- PROMPT:
Return every line below as is, leaving out the pictures.

- DATA EXTRACT:

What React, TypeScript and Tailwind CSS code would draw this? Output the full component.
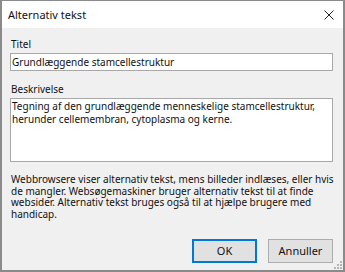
import * as React from "react";

const font = "font-['Segoe_UI','Noto_Sans',sans-serif]";

export default function App() {
  return (
    <div
      className={`relative flex h-[272px] w-[345px] flex-col border-t border-l-2 border-r-2 border-b-2 border-[#8a8a8a] bg-[#f0f0f0] text-[#111] ${font}`}
    >
      {/* Title bar */}
      <div className="flex h-[27px] items-center justify-between bg-white pl-[6px] pr-[8px]">
        <span className="text-[11px] leading-[14px]">Alternativ tekst</span>
        <svg width="10" height="10" viewBox="0 0 10 10" className="mr-[1px]">
          <path d="M0.5 0.5 L9.5 9.5 M9.5 0.5 L0.5 9.5" stroke="#222" strokeWidth="1" />
        </svg>
      </div>

      {/* Body */}
      <div className="flex flex-1 flex-col pl-[8px] pr-[10px] pt-[9px] text-[10px]">
        <label className="h-[14px] pl-[1px] leading-[14px]">Titel</label>
        <input
          readOnly
          defaultValue="Grundlæggende stamcellestruktur"
          className="mt-[2px] h-[18px] w-full border border-[#a8a8a8] bg-white px-[1px] leading-[16px] outline-none"
        />

        <label className="mt-[11px] h-[14px] pl-[1px] leading-[14px]">Beskrivelse</label>
        <textarea
          readOnly
          defaultValue={"Tegning af den grundlæggende menneskelige stamcellestruktur,\nherunder cellemembran, cytoplasma og kerne."}
          className="mt-[2px] h-[64px] w-full resize-none overflow-hidden border border-[#a8a8a8] bg-white px-[1px] pt-[1px] leading-[13px] outline-none"
        />

        <p className="mt-[12px] whitespace-nowrap pl-[1px] leading-[11.7px]">
          Webbrowsere viser alternativ tekst, mens billeder indlæses, eller hvis
          <br />
          de mangler. Websøgemaskiner bruger alternativ tekst til at finde
          <br />
          websider. Alternativ tekst bruges også til at hjælpe brugere med
          <br />
          handicap.
        </p>

        <div className="mt-auto mb-[7px] flex justify-end gap-[11px]">
          <button className="flex h-[24px] w-[65px] items-center justify-center border-2 border-[#0078d7] bg-[#e1e1e1] text-[11px]">
            OK
          </button>
          <button className="flex h-[24px] w-[65px] items-center justify-center border border-[#adadad] bg-[#e1e1e1] text-[11px]">
            Annuller
          </button>
        </div>
      </div>

      {/* Resize grip */}
      <svg width="8" height="8" viewBox="0 0 8 8" className="absolute bottom-[1px] right-[1px]">
        <rect x="6" y="0" width="2" height="2" fill="#b5b5b5" />
        <rect x="3" y="3" width="2" height="2" fill="#b5b5b5" />
        <rect x="6" y="3" width="2" height="2" fill="#b5b5b5" />
        <rect x="0" y="6" width="2" height="2" fill="#b5b5b5" />
        <rect x="3" y="6" width="2" height="2" fill="#b5b5b5" />
        <rect x="6" y="6" width="2" height="2" fill="#b5b5b5" />
      </svg>
    </div>
  );
}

- PROBLEM SOLUTION:
What React, TypeScript and Tailwind CSS code would draw this? Output the full component.
import * as React from "react";

const font = "font-['Segoe_UI','Noto_Sans',sans-serif]";

export default function App() {
  return (
    <div
      className={`relative flex h-[272px] w-[345px] flex-col border-t border-l-2 border-r-2 border-b-2 border-[#8a8a8a] bg-[#f0f0f0] text-[#111] ${font}`}
    >
      {/* Title bar */}
      <div className="flex h-[27px] items-center justify-between bg-white pl-[6px] pr-[8px]">
        <span className="text-[11px] leading-[14px]">Alternativ tekst</span>
        <svg width="10" height="10" viewBox="0 0 10 10" className="mr-[1px]">
          <path d="M0.5 0.5 L9.5 9.5 M9.5 0.5 L0.5 9.5" stroke="#222" strokeWidth="1" />
        </svg>
      </div>

      {/* Body */}
      <div className="flex flex-1 flex-col pl-[8px] pr-[10px] pt-[9px] text-[10px]">
        <label className="h-[14px] pl-[1px] leading-[14px]">Titel</label>
        <input
          readOnly
          defaultValue="Grundlæggende stamcellestruktur"
          className="mt-[2px] h-[18px] w-full border border-[#a8a8a8] bg-white px-[1px] leading-[16px] outline-none"
        />

        <label className="mt-[11px] h-[14px] pl-[1px] leading-[14px]">Beskrivelse</label>
        <textarea
          readOnly
          defaultValue={"Tegning af den grundlæggende menneskelige stamcellestruktur,\nherunder cellemembran, cytoplasma og kerne."}
          className="mt-[2px] h-[64px] w-full resize-none overflow-hidden border border-[#a8a8a8] bg-white px-[1px] pt-[1px] leading-[13px] outline-none"
        />

        <p className="mt-[12px] whitespace-nowrap pl-[1px] leading-[11.7px]">
          Webbrowsere viser alternativ tekst, mens billeder indlæses, eller hvis
          <br />
          de mangler. Websøgemaskiner bruger alternativ tekst til at finde
          <br />
          websider. Alternativ tekst bruges også til at hjælpe brugere med
          <br />
          handicap.
        </p>

        <div className="mt-auto mb-[7px] flex justify-end gap-[11px]">
          <button className="flex h-[24px] w-[65px] items-center justify-center border-2 border-[#0078d7] bg-[#e1e1e1] text-[11px]">
            OK
          </button>
          <button className="flex h-[24px] w-[65px] items-center justify-center border border-[#adadad] bg-[#e1e1e1] text-[11px]">
            Annuller
          </button>
        </div>
      </div>

      {/* Resize grip */}
      <svg width="8" height="8" viewBox="0 0 8 8" className="absolute bottom-[1px] right-[1px]">
        <rect x="6" y="0" width="2" height="2" fill="#b5b5b5" />
        <rect x="3" y="3" width="2" height="2" fill="#b5b5b5" />
        <rect x="6" y="3" width="2" height="2" fill="#b5b5b5" />
        <rect x="0" y="6" width="2" height="2" fill="#b5b5b5" />
        <rect x="3" y="6" width="2" height="2" fill="#b5b5b5" />
        <rect x="6" y="6" width="2" height="2" fill="#b5b5b5" />
      </svg>
    </div>
  );
}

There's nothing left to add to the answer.